Now we will predict the log of the price of diamonds in the test data set using each model we trained to determine which model performs best on data it has not seen.

# Make predictions and compare model performance
tic('predict_all')
mlm_pred <- predict(mlm, diamonds_test)
poly_pred <- predict(poly, diamonds_test)
svr_pred <- predict(svr, diamonds_test)
tree_pred <- predict(tree, diamonds_test)
rf_pred <- predict(rf, diamonds_test)
xgb_pred <- predict(xgb, as.matrix(diamonds_test_xgb[-7]))
toc(log = TRUE, quiet = TRUE)

# Calculate residuals (i.e. how different the predictions are from the log_price of the test data set)
xgb_resid <- diamonds_test_xgb$log_price - xgb_pred
library(modelr)
resid <- diamonds_test %>%  
  spread_residuals(mlm, poly, svr, tree, rf) %>%
  select(mlm, poly, svr, tree, rf) %>%
  rename_with( ~ paste0(.x, '_resid')) %>%
  cbind(xgb_resid)

predictions <- diamonds_test %>%
  select(log_price) %>%
  cbind(mlm_pred) %>%
  cbind(poly_pred) %>%
  cbind(svr_pred) %>%
  cbind(tree_pred) %>%
  cbind(rf_pred) %>%
  cbind(xgb_pred) %>%
  cbind(resid)           # This will be useful for plotting later

# Calculate R-squared - this describes how much of the variability is explained by the model - the closer to 1, the better

mean_log_price <- mean(diamonds_test$log_price)
tss =  sum((diamonds_test_xgb$log_price - mean_log_price)^2 )
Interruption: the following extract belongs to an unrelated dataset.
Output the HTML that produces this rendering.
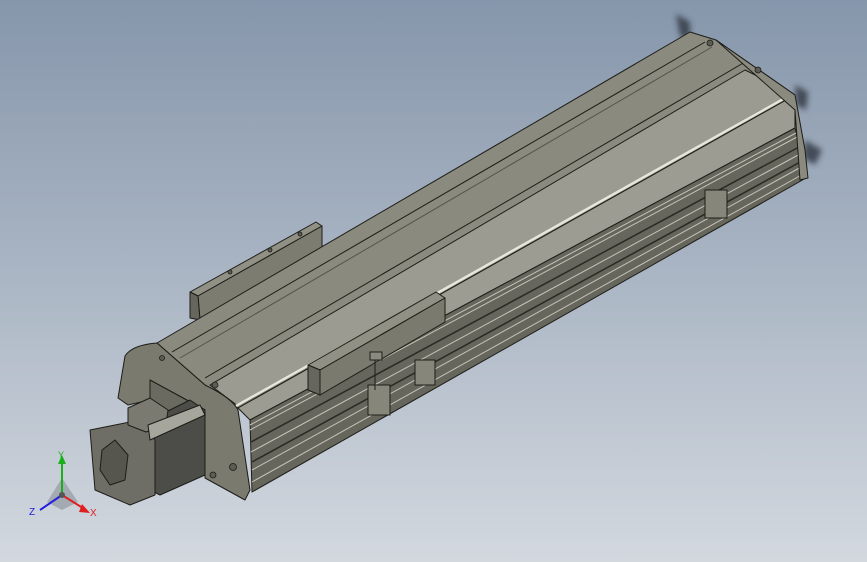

square <- function(x) {x**2}
r2 <- function(x) {1 - x/tss}

r2_df <- resid %>%
  mutate_all(square) %>%
  summarize_all(sum) %>%
  mutate_all(r2) %>%
  gather(key = 'model', value = 'r2') %>%
  mutate(model = str_replace(model, '_resid', ''))
r2_df

##   model        r2
## 1   mlm 0.8842696
## 2  poly 0.9803430
## 3   svr 0.9847216
## 4  tree 0.9114766
## 5    rf 0.9870050
## 6   xgb 0.9842275

Visualize Performance of the Model

The Random Forest model performed best according to the R^2 value - this is a measure of how much of the variability in the data set is explained by the model, so we will mostly focus on this one for visualizations. It is equal to 1 - RMSE (root mean square error, which describe how different all the predictions are from the true values in the y_test data set).

library(ggplot2)
r2_plot <- ggplot(r2_df, aes(x = model, y = r2, colour = model, fill = model)) + geom_bar(stat = 'identity')
r2_plot + ggtitle('R-squared Values for each Model') + coord_cartesian(ylim = c(0.75, 1))

sample <- predictions %>%
  slice_sample(n = 1000) 
ggplot(sample, aes(x = exp(log_price), y = exp(rf_pred), size = abs(rf_resid))) +
  geom_point(alpha = 0.1) + labs(title = 'Predicted vs Actual Cost of Diamonds in USD', x = 'Price', y = 'Predicted Price', size = 'Residuals')

The Random Forest model is performing the best out of all the models we tried. This isn’t surprising, as it is an ensemble method which means it uses the concordance between multiple models to make better predictions than any of the models could make on their own. XGBoost is another example of an ensemble method, and also performed very well. In the second plot, the size is proportionate to the absolute value of the residuals, which means how different the prediction was from the real value.

Feature Importance

Which variable(s) were the most important for predicting the price of the diamonds?

varImpPlot(rf)

The values on the x axis indicate how much the prediction error would increase if that variable were not included in the model. As expected, the carat (or size) is the most important variable. Even though table and depth are supposed to impact how sparkly the diamond appears, they don’t actually have that big an effect on the price.

How long did it take to train models and make predictions?

# Training & predicting times
time_log <- tic.log(format = TRUE)
time_log

## [[1]]
## [1] "mlm: 0.057 sec elapsed"
## 
## [[2]]
## [1] "poly: 0.154 sec elapsed"
## 
## [[3]]
## [1] "svr: 194.602 sec elapsed"
## 
## [[4]]
## [1] "tree: 0.248 sec elapsed"
## 
## [[5]]
## [1] "rf: 407.62 sec elapsed"
## 
## [[6]]
## [1] "xgb: 62.249 sec elapsed"
## 
## [[7]]
## [1] "predict_all: 8.219 sec elapsed"

So the best performing models are taking the longest to train. Not a huge surprise since they actually include many models. Keep in mind that this is not a large data set. Most models I have trained for work take hours and hours (I mostly set them up to run overnight). This can be sped up with a really powerful machine in AWS or even a cluster of machines.